Although an outage is never a pleasant thing, this one was especially untimely for quite a few reasons. First, it was the middle of the day (or the start of the business day, depending on which coast you're on). Second, it was in the middle of a major well-publicized sale. And the coup de grâce of this outage: It was a federal holiday, potentially meaning a skeleton crew in the office and perhaps difficulty in obtaining replacement parts.
Site monitoring firm Gomez captured the outage, and it was impressive in its completeness. Typically, outages show a sharp reduction in successful connections and then a performance drop to almost nothing, with just a few consumers able to access the site. The Costco Labor Day crash was a true crash, with the site showing excellent performance before immediately dying.
"During the timeframe we saw on the chart, the site essentially disappeared. The infrastructure itself was simply not reachable," said Matt Poepsel, VP of performance strategies at Gomez. "We typically see sites slow down as the infrastructure [melts]. This one just fell off the cliff.
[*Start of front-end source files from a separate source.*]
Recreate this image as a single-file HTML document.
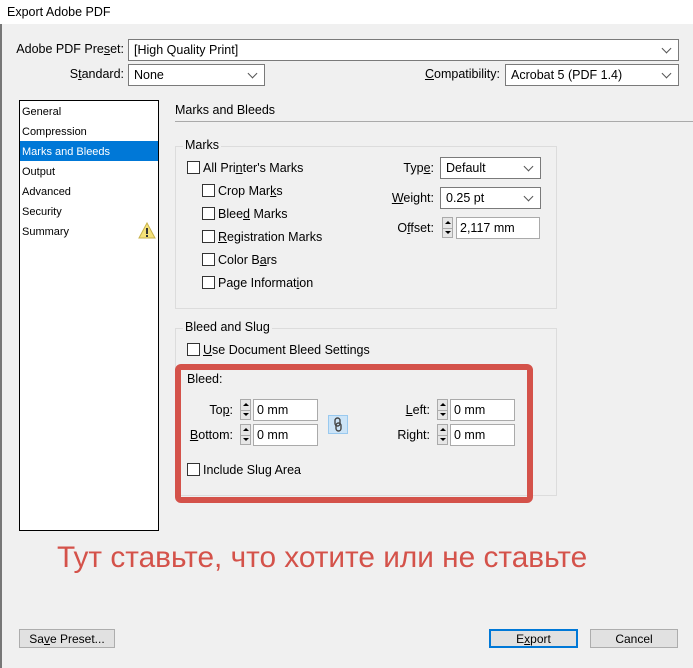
<!DOCTYPE html>
<html><head><meta charset="utf-8"><style>
*{box-sizing:border-box;margin:0;padding:0}
body{width:693px;height:668px;background:#f0f0f0;font-family:"Liberation Sans",sans-serif;font-size:12px;color:#000;position:relative;overflow:hidden}
.a{position:absolute;white-space:nowrap}
.r{text-align:right}
.combo{position:absolute;background:#fff;border:1px solid #7a7a7a;padding:3px 0 0 5px;font-size:12.5px}
.combo:after{content:"";position:absolute;right:8px;top:5px;width:6px;height:6px;border-right:1px solid #555;border-bottom:1px solid #555;transform:rotate(45deg)}
.field{position:absolute;background:#fff;border:1px solid #aaa;padding:3px 0 0 3px;font-size:12.5px}
.spin{position:absolute;width:11px;border:1px solid #aaa;background:#e6e6e6}
.spin:before,.spin:after{content:"";position:absolute;left:2px;border-left:3px solid transparent;border-right:3px solid transparent}
.spin:before{top:3px;border-bottom:3px solid #000}
.spin:after{bottom:3px;border-top:3px solid #000}
.spin i{position:absolute;left:0;right:0;top:50%;border-top:1px solid #aaa}
.cb{position:absolute;width:13px;height:13px;border:1px solid #333;background:#fff}
.grp{position:absolute;border:1px solid #dcdcdc}
.gl{position:absolute;background:#f0f0f0;padding:0 2px}
.btn{position:absolute;background:#e1e1e1;border:1px solid #adadad;text-align:center;padding-top:2px}
u{text-decoration:underline}
</style></head><body>
<div class="a" style="left:0;top:0;width:693px;height:24px;background:#fff"></div>
<div class="a" style="left:0;top:24px;width:2px;height:644px;background:#777"></div>
<div class="a" style="left:7px;top:5px;font-size:12.5px">Export Adobe PDF</div>

<div class="a r" style="left:0;width:124px;top:42px;font-size:12.5px">Adobe PDF Pre<u>s</u>et:</div>
<div class="combo" style="left:128px;top:39px;width:551px;height:22px">[High Quality Print]</div>
<div class="a r" style="left:0;width:124px;top:67px;font-size:12.5px">S<u>t</u>andard:</div>
<div class="combo" style="left:128px;top:64px;width:137px;height:22px">None</div>
<div class="a r" style="left:380px;width:120px;top:67px;font-size:12.5px"><u>C</u>ompatibility:</div>
<div class="combo" style="left:505px;top:64px;width:174px;height:22px">Acrobat 5 (PDF 1.4)</div>

<div class="a" style="left:19px;top:100px;width:140px;height:431px;border:1px solid #000;background:#fff;font-size:11px">
<div class="a" style="left:2px;top:5px">General</div>
<div class="a" style="left:2px;top:25px">Compression</div>
<div class="a" style="left:0;top:40px;width:138px;height:20px;background:#0078d7"></div>
<div class="a" style="left:2px;top:45px;color:#fff">Marks and Bleeds</div>
<div class="a" style="left:2px;top:65px">Output</div>
<div class="a" style="left:2px;top:85px">Advanced</div>
<div class="a" style="left:2px;top:105px">Security</div>
<div class="a" style="left:2px;top:125px">Summary</div>
<svg class="a" style="left:118px;top:121px" width="18" height="17" viewBox="0 0 18 17"><path d="M9 1L17 16H1Z" fill="#f5e27a" stroke="#c8b24a"/><rect x="8" y="6" width="2" height="6" fill="#333"/><rect x="8" y="13" width="2" height="2" fill="#333"/></svg>
</div>

<div class="a" style="left:175px;top:103px;font-size:12.5px">Marks and Bleeds</div>
<div class="a" style="left:175px;top:121px;width:518px;height:1px;background:#aaa"></div>

<div class="grp" style="left:175px;top:146px;width:382px;height:163px"></div>
<div class="gl a" style="left:183px;top:138px;font-size:12.5px">Marks</div>
<div class="cb" style="left:187px;top:161px"></div><div class="a" style="left:203px;top:161px;font-size:12.5px">All Pri<u>n</u>ter's Marks</div>
<div class="cb" style="left:202px;top:184px"></div><div class="a" style="left:218px;top:184px;font-size:12.5px">Crop Mar<u>k</u>s</div>
<div class="cb" style="left:202px;top:207px"></div><div class="a" style="left:218px;top:207px;font-size:12.5px">Blee<u>d</u> Marks</div>
<div class="cb" style="left:202px;top:230px"></div><div class="a" style="left:218px;top:230px;font-size:12.5px"><u>R</u>egistration Marks</div>
<div class="cb" style="left:202px;top:253px"></div><div class="a" style="left:218px;top:253px;font-size:12.5px">Color B<u>a</u>rs</div>
<div class="cb" style="left:202px;top:276px"></div><div class="a" style="left:218px;top:276px;font-size:12.5px">Page Informat<u>i</u>on</div>

<div class="a r" style="left:360px;width:74px;top:161px;font-size:12.5px">Typ<u>e</u>:</div>
<div class="combo" style="left:440px;top:157px;width:101px;height:22px">Default</div>
<div class="a r" style="left:360px;width:74px;top:191px;font-size:12.5px"><u>W</u>eight:</div>
<div class="combo" style="left:440px;top:187px;width:101px;height:22px">0.25 pt</div>
<div class="a r" style="left:360px;width:74px;top:221px;font-size:12.5px">O<u>f</u>fset:</div>
<div class="spin" style="left:442px;top:217px;height:21px"><i></i></div>
<div class="field" style="left:456px;top:217px;width:84px;height:22px">2,117 mm</div>

<div class="grp" style="left:175px;top:328px;width:382px;height:168px"></div>
<div class="gl a" style="left:183px;top:320px;font-size:12.5px">Bleed and Slug</div>
<div class="cb" style="left:187px;top:343px"></div><div class="a" style="left:203px;top:343px;font-size:12.5px"><u>U</u>se Document Bleed Settings</div>

<div class="a" style="left:175px;top:364px;width:358px;height:139px;border:6px solid #d4524a;border-radius:6px"></div>
<div class="a" style="left:187px;top:372px;font-size:12.5px">Bleed:</div>
<div class="a r" style="left:180px;width:53px;top:403px;font-size:12.5px">To<u>p</u>:</div>
<div class="spin" style="left:240px;top:399px;height:21px"><i></i></div>
<div class="field" style="left:253px;top:399px;width:65px;height:22px">0 mm</div>
<div class="a r" style="left:180px;width:53px;top:428px;font-size:12.5px"><u>B</u>ottom:</div>
<div class="spin" style="left:240px;top:424px;height:21px"><i></i></div>
<div class="field" style="left:253px;top:424px;width:65px;height:22px">0 mm</div>
<div class="a" style="left:328px;top:415px;width:20px;height:19px;background:#cce4f7;border:1px solid #99c9ef"></div>
<svg class="a" style="left:333px;top:417px" width="10" height="15" viewBox="0 0 10 15"><rect x="2" y="1" width="5" height="8" rx="2.5" fill="none" stroke="#444" stroke-width="1.4"/><rect x="3" y="6" width="5" height="8" rx="2.5" fill="none" stroke="#444" stroke-width="1.4"/></svg>
<div class="a r" style="left:380px;width:50px;top:403px;font-size:12.5px"><u>L</u>eft:</div>
<div class="spin" style="left:437px;top:399px;height:21px"><i></i></div>
<div class="field" style="left:450px;top:399px;width:65px;height:22px">0 mm</div>
<div class="a r" style="left:380px;width:50px;top:428px;font-size:12.5px">Ri<u>g</u>ht:</div>
<div class="spin" style="left:437px;top:424px;height:21px"><i></i></div>
<div class="field" style="left:450px;top:424px;width:65px;height:22px">0 mm</div>
<div class="cb" style="left:187px;top:463px"></div><div class="a" style="left:203px;top:463px;font-size:12.5px">Include Slu<u>g</u> Area</div>

<div class="a" style="left:57px;top:541px;font-size:29.8px;color:#d4524a">Тут ставьте, что хотите или не ставьте</div>

<div class="btn" style="left:19px;top:629px;width:96px;height:19px">Sa<u>v</u>e Preset...</div>
<div class="btn" style="left:489px;top:629px;width:89px;height:19px;border:2px solid #0078d7;padding-top:1px">E<u>x</u>port</div>
<div class="btn" style="left:590px;top:629px;width:88px;height:19px">Cancel</div>
</body></html>
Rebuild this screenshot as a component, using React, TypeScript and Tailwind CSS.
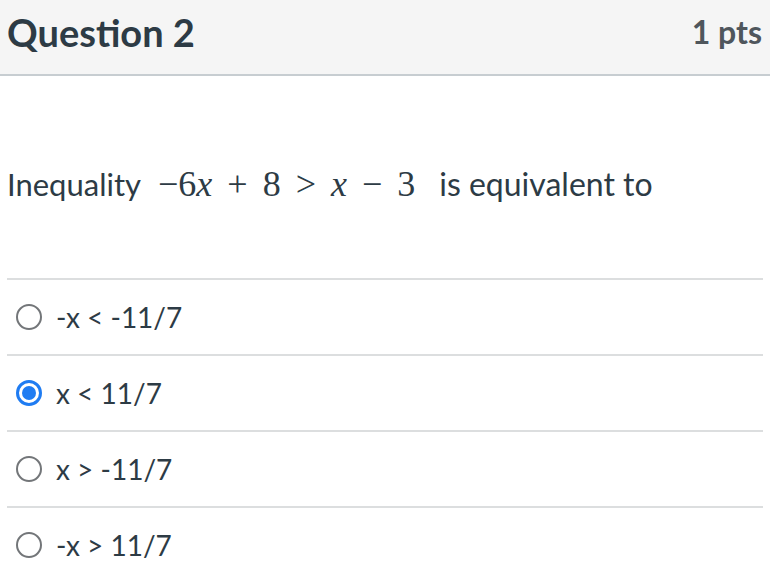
import React from "react";

const options = [
  { label: "-x < -11/7", checked: false },
  { label: "x < 11/7", checked: true },
  { label: "x > -11/7", checked: false },
  { label: "-x > 11/7", checked: false },
];

function Radio({ checked }: { checked: boolean }) {
  if (checked) {
    return (
      <span className="flex h-[26px] w-[26px] shrink-0 items-center justify-center rounded-full border-[3px] border-[#1f7cf2] bg-white">
        <span className="h-[14px] w-[14px] rounded-full bg-[#1f7cf2]" />
      </span>
    );
  }
  return (
    <span className="h-[26px] w-[26px] shrink-0 rounded-full border-2 border-[#737679] bg-white" />
  );
}

export default function App() {
  return (
    <div className="h-[576px] w-[770px] overflow-hidden bg-white font-['Lato','Noto_Sans',sans-serif] text-[#2d3b45]">
      <div className="flex h-[76px] items-center justify-between border-b-2 border-[#c7cdd1] bg-[#f5f5f5] pl-[7px] pr-[8px] pb-[10px]">
        <h2 className="text-[38px] font-bold leading-none">Question 2</h2>
        <span className="text-[32px] font-bold leading-none text-[#4f565c]">1 pts</span>
      </div>
      <div className="px-[7px]">
        <p className="mt-[88px] flex items-baseline text-[31px] leading-[40px]">
          <span>Inequality</span>
          <span className="ml-[17px] font-['Liberation_Serif','DejaVu_Serif',serif] text-[36px]">
            −6<i>x</i>
            <span className="mx-[15px]">+</span>8
            <span className="mx-[15px]">&gt;</span>
            <i>x</i>
            <span className="mx-[15px]">−</span>3
          </span>
          <span className="ml-[24px] text-[32px]">is equivalent to</span>
        </p>
        <div className="mt-[74px]">
          {options.map((o) => (
            <div
              key={o.label}
              className="flex h-[76px] items-center gap-[14px] border-t-2 border-[#dcdedf] pl-[9px]"
            >
              <Radio checked={o.checked} />
              <span className="text-[28px] leading-none">{o.label}</span>
            </div>
          ))}
        </div>
      </div>
    </div>
  );
}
To see it in the middle of the afternoon is very unusual."
Ginny Roeglin, who as Costco's Senior VP for E-Commerce owns the site, didn't want to get specific about the crash's cause, other than to say that it was "a network-related issue that required fixing" and that it had nothing to do with traffic volume.
Keynote Systems, another firm that tracks Web traffic, said although the crash was bad, it could have been worse. "This is a pretty extreme event for a major retailer like that," said Shawn White, the firm's director of external operations. "Thank goodness it's not Black Friday."
White suggested Costco might have benefited from ongoing site monitoring—so it would be alerted to a crash instantly—but there is every indication Costco already knew about the crash instantly.